PROBLEM STATEMENT = Restate the data word for word and leave the images out.

— Begin DATA PROVIDED —

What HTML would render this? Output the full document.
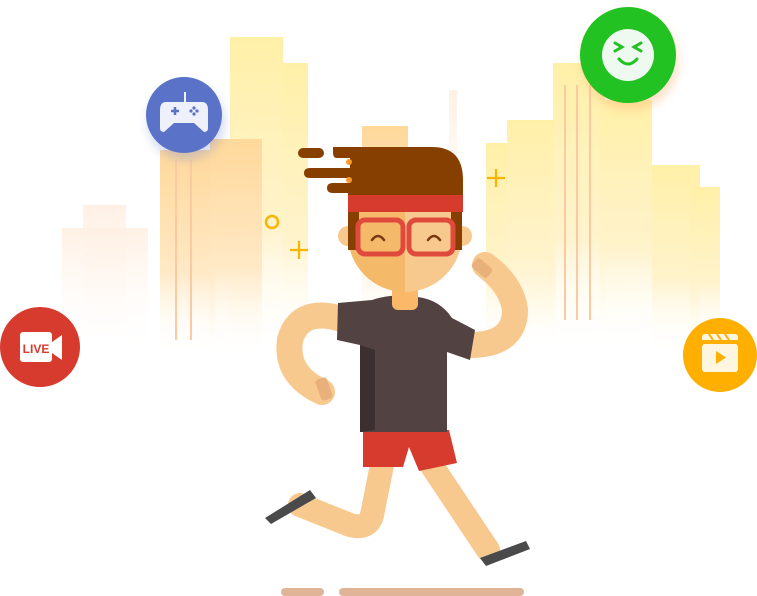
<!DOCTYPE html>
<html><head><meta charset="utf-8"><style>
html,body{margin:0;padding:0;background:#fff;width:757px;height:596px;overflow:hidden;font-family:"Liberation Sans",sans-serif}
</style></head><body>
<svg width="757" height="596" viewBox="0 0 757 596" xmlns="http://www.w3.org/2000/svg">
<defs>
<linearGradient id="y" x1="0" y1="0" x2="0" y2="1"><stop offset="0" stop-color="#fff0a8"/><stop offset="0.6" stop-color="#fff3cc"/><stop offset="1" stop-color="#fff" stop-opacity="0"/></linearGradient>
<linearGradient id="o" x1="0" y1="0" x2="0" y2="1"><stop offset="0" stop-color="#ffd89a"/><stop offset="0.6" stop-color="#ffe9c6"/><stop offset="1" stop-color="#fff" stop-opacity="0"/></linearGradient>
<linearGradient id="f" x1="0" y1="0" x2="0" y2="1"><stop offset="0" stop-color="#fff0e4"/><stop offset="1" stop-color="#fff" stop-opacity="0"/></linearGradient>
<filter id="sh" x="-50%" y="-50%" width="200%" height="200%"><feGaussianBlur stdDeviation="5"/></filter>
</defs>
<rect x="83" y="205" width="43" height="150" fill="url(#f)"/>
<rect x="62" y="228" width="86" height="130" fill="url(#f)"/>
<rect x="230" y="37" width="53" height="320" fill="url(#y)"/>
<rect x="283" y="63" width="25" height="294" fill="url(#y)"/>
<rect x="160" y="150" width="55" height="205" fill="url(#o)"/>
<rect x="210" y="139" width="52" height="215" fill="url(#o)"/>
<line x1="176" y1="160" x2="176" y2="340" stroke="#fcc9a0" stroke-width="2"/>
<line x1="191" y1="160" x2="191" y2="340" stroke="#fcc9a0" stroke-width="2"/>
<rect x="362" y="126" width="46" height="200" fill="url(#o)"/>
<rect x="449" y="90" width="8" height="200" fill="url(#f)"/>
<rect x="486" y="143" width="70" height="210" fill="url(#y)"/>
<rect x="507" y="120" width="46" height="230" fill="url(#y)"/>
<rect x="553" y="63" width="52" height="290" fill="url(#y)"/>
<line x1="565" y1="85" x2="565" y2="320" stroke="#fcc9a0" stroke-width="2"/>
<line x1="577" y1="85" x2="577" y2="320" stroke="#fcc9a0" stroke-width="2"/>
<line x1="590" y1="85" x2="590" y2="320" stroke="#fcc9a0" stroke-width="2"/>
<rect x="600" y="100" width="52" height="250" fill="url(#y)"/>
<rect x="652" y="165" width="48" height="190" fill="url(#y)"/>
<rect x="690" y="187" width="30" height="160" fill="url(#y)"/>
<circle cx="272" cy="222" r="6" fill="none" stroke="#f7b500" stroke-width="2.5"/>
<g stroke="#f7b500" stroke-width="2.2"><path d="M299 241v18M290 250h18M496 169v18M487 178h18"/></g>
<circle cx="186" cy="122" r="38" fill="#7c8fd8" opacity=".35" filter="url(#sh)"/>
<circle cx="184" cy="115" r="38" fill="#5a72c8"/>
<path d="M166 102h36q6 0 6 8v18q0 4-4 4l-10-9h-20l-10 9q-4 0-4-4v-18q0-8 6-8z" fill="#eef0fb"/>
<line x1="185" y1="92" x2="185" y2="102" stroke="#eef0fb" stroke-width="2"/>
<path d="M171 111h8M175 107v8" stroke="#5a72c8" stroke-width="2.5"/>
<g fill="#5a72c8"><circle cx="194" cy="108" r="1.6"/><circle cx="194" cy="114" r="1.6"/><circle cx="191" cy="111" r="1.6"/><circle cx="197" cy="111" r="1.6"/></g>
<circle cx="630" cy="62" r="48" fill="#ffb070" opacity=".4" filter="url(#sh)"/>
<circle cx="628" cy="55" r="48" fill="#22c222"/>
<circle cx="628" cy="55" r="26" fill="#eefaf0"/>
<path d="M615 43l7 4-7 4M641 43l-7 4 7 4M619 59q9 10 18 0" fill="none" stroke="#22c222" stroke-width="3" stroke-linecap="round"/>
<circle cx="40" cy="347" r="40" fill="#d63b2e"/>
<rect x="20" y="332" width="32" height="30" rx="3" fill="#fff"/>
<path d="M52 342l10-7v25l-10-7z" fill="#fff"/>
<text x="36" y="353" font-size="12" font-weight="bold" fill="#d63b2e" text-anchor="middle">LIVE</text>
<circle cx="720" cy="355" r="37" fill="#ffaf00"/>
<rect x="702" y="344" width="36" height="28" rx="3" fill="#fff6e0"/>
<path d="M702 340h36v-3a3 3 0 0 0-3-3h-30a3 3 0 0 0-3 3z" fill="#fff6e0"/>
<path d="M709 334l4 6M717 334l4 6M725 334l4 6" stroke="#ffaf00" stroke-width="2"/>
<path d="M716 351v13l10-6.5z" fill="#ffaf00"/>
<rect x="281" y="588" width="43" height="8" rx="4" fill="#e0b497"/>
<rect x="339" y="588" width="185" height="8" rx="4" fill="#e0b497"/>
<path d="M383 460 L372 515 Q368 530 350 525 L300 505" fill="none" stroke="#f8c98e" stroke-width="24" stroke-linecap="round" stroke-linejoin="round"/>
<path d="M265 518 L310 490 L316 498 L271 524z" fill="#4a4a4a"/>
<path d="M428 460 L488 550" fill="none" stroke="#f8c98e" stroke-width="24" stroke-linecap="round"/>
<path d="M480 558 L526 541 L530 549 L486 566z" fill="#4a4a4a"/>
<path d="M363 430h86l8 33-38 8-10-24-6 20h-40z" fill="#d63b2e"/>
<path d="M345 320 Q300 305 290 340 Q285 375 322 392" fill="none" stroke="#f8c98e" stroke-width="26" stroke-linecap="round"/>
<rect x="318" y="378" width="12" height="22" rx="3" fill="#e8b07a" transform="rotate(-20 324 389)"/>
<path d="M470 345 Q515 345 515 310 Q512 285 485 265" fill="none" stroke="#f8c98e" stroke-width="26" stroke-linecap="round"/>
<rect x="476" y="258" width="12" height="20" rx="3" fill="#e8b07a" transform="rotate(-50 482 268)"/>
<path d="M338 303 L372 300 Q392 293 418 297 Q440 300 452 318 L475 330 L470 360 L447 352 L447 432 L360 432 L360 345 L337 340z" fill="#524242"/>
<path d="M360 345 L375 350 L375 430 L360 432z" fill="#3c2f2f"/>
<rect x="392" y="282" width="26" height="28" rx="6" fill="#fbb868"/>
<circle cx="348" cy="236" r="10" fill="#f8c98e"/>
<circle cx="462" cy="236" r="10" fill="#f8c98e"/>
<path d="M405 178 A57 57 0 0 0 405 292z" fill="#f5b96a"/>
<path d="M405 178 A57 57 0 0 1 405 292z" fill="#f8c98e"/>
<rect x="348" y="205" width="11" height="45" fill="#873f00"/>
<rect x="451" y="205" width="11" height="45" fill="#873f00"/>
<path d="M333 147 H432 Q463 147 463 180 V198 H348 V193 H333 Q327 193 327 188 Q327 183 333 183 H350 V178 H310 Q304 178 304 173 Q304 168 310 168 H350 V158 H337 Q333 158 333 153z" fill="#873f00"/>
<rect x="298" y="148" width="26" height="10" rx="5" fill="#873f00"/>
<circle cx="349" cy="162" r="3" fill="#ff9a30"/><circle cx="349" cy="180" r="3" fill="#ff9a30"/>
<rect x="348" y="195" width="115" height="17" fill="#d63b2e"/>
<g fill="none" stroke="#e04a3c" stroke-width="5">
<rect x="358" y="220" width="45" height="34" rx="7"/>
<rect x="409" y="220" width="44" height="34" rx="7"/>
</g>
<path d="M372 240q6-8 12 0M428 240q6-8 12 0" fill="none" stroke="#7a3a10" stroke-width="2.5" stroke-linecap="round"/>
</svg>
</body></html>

— End DATA PROVIDED —

THE RESPONSE =
What HTML would render this? Output the full document.
<!DOCTYPE html>
<html><head><meta charset="utf-8"><style>
html,body{margin:0;padding:0;background:#fff;width:757px;height:596px;overflow:hidden;font-family:"Liberation Sans",sans-serif}
</style></head><body>
<svg width="757" height="596" viewBox="0 0 757 596" xmlns="http://www.w3.org/2000/svg">
<defs>
<linearGradient id="y" x1="0" y1="0" x2="0" y2="1"><stop offset="0" stop-color="#fff0a8"/><stop offset="0.6" stop-color="#fff3cc"/><stop offset="1" stop-color="#fff" stop-opacity="0"/></linearGradient>
<linearGradient id="o" x1="0" y1="0" x2="0" y2="1"><stop offset="0" stop-color="#ffd89a"/><stop offset="0.6" stop-color="#ffe9c6"/><stop offset="1" stop-color="#fff" stop-opacity="0"/></linearGradient>
<linearGradient id="f" x1="0" y1="0" x2="0" y2="1"><stop offset="0" stop-color="#fff0e4"/><stop offset="1" stop-color="#fff" stop-opacity="0"/></linearGradient>
<filter id="sh" x="-50%" y="-50%" width="200%" height="200%"><feGaussianBlur stdDeviation="5"/></filter>
</defs>
<rect x="83" y="205" width="43" height="150" fill="url(#f)"/>
<rect x="62" y="228" width="86" height="130" fill="url(#f)"/>
<rect x="230" y="37" width="53" height="320" fill="url(#y)"/>
<rect x="283" y="63" width="25" height="294" fill="url(#y)"/>
<rect x="160" y="150" width="55" height="205" fill="url(#o)"/>
<rect x="210" y="139" width="52" height="215" fill="url(#o)"/>
<line x1="176" y1="160" x2="176" y2="340" stroke="#fcc9a0" stroke-width="2"/>
<line x1="191" y1="160" x2="191" y2="340" stroke="#fcc9a0" stroke-width="2"/>
<rect x="362" y="126" width="46" height="200" fill="url(#o)"/>
<rect x="449" y="90" width="8" height="200" fill="url(#f)"/>
<rect x="486" y="143" width="70" height="210" fill="url(#y)"/>
<rect x="507" y="120" width="46" height="230" fill="url(#y)"/>
<rect x="553" y="63" width="52" height="290" fill="url(#y)"/>
<line x1="565" y1="85" x2="565" y2="320" stroke="#fcc9a0" stroke-width="2"/>
<line x1="577" y1="85" x2="577" y2="320" stroke="#fcc9a0" stroke-width="2"/>
<line x1="590" y1="85" x2="590" y2="320" stroke="#fcc9a0" stroke-width="2"/>
<rect x="600" y="100" width="52" height="250" fill="url(#y)"/>
<rect x="652" y="165" width="48" height="190" fill="url(#y)"/>
<rect x="690" y="187" width="30" height="160" fill="url(#y)"/>
<circle cx="272" cy="222" r="6" fill="none" stroke="#f7b500" stroke-width="2.5"/>
<g stroke="#f7b500" stroke-width="2.2"><path d="M299 241v18M290 250h18M496 169v18M487 178h18"/></g>
<circle cx="186" cy="122" r="38" fill="#7c8fd8" opacity=".35" filter="url(#sh)"/>
<circle cx="184" cy="115" r="38" fill="#5a72c8"/>
<path d="M166 102h36q6 0 6 8v18q0 4-4 4l-10-9h-20l-10 9q-4 0-4-4v-18q0-8 6-8z" fill="#eef0fb"/>
<line x1="185" y1="92" x2="185" y2="102" stroke="#eef0fb" stroke-width="2"/>
<path d="M171 111h8M175 107v8" stroke="#5a72c8" stroke-width="2.5"/>
<g fill="#5a72c8"><circle cx="194" cy="108" r="1.6"/><circle cx="194" cy="114" r="1.6"/><circle cx="191" cy="111" r="1.6"/><circle cx="197" cy="111" r="1.6"/></g>
<circle cx="630" cy="62" r="48" fill="#ffb070" opacity=".4" filter="url(#sh)"/>
<circle cx="628" cy="55" r="48" fill="#22c222"/>
<circle cx="628" cy="55" r="26" fill="#eefaf0"/>
<path d="M615 43l7 4-7 4M641 43l-7 4 7 4M619 59q9 10 18 0" fill="none" stroke="#22c222" stroke-width="3" stroke-linecap="round"/>
<circle cx="40" cy="347" r="40" fill="#d63b2e"/>
<rect x="20" y="332" width="32" height="30" rx="3" fill="#fff"/>
<path d="M52 342l10-7v25l-10-7z" fill="#fff"/>
<text x="36" y="353" font-size="12" font-weight="bold" fill="#d63b2e" text-anchor="middle">LIVE</text>
<circle cx="720" cy="355" r="37" fill="#ffaf00"/>
<rect x="702" y="344" width="36" height="28" rx="3" fill="#fff6e0"/>
<path d="M702 340h36v-3a3 3 0 0 0-3-3h-30a3 3 0 0 0-3 3z" fill="#fff6e0"/>
<path d="M709 334l4 6M717 334l4 6M725 334l4 6" stroke="#ffaf00" stroke-width="2"/>
<path d="M716 351v13l10-6.5z" fill="#ffaf00"/>
<rect x="281" y="588" width="43" height="8" rx="4" fill="#e0b497"/>
<rect x="339" y="588" width="185" height="8" rx="4" fill="#e0b497"/>
<path d="M383 460 L372 515 Q368 530 350 525 L300 505" fill="none" stroke="#f8c98e" stroke-width="24" stroke-linecap="round" stroke-linejoin="round"/>
<path d="M265 518 L310 490 L316 498 L271 524z" fill="#4a4a4a"/>
<path d="M428 460 L488 550" fill="none" stroke="#f8c98e" stroke-width="24" stroke-linecap="round"/>
<path d="M480 558 L526 541 L530 549 L486 566z" fill="#4a4a4a"/>
<path d="M363 430h86l8 33-38 8-10-24-6 20h-40z" fill="#d63b2e"/>
<path d="M345 320 Q300 305 290 340 Q285 375 322 392" fill="none" stroke="#f8c98e" stroke-width="26" stroke-linecap="round"/>
<rect x="318" y="378" width="12" height="22" rx="3" fill="#e8b07a" transform="rotate(-20 324 389)"/>
<path d="M470 345 Q515 345 515 310 Q512 285 485 265" fill="none" stroke="#f8c98e" stroke-width="26" stroke-linecap="round"/>
<rect x="476" y="258" width="12" height="20" rx="3" fill="#e8b07a" transform="rotate(-50 482 268)"/>
<path d="M338 303 L372 300 Q392 293 418 297 Q440 300 452 318 L475 330 L470 360 L447 352 L447 432 L360 432 L360 345 L337 340z" fill="#524242"/>
<path d="M360 345 L375 350 L375 430 L360 432z" fill="#3c2f2f"/>
<rect x="392" y="282" width="26" height="28" rx="6" fill="#fbb868"/>
<circle cx="348" cy="236" r="10" fill="#f8c98e"/>
<circle cx="462" cy="236" r="10" fill="#f8c98e"/>
<path d="M405 178 A57 57 0 0 0 405 292z" fill="#f5b96a"/>
<path d="M405 178 A57 57 0 0 1 405 292z" fill="#f8c98e"/>
<rect x="348" y="205" width="11" height="45" fill="#873f00"/>
<rect x="451" y="205" width="11" height="45" fill="#873f00"/>
<path d="M333 147 H432 Q463 147 463 180 V198 H348 V193 H333 Q327 193 327 188 Q327 183 333 183 H350 V178 H310 Q304 178 304 173 Q304 168 310 168 H350 V158 H337 Q333 158 333 153z" fill="#873f00"/>
<rect x="298" y="148" width="26" height="10" rx="5" fill="#873f00"/>
<circle cx="349" cy="162" r="3" fill="#ff9a30"/><circle cx="349" cy="180" r="3" fill="#ff9a30"/>
<rect x="348" y="195" width="115" height="17" fill="#d63b2e"/>
<g fill="none" stroke="#e04a3c" stroke-width="5">
<rect x="358" y="220" width="45" height="34" rx="7"/>
<rect x="409" y="220" width="44" height="34" rx="7"/>
</g>
<path d="M372 240q6-8 12 0M428 240q6-8 12 0" fill="none" stroke="#7a3a10" stroke-width="2.5" stroke-linecap="round"/>
</svg>
</body></html>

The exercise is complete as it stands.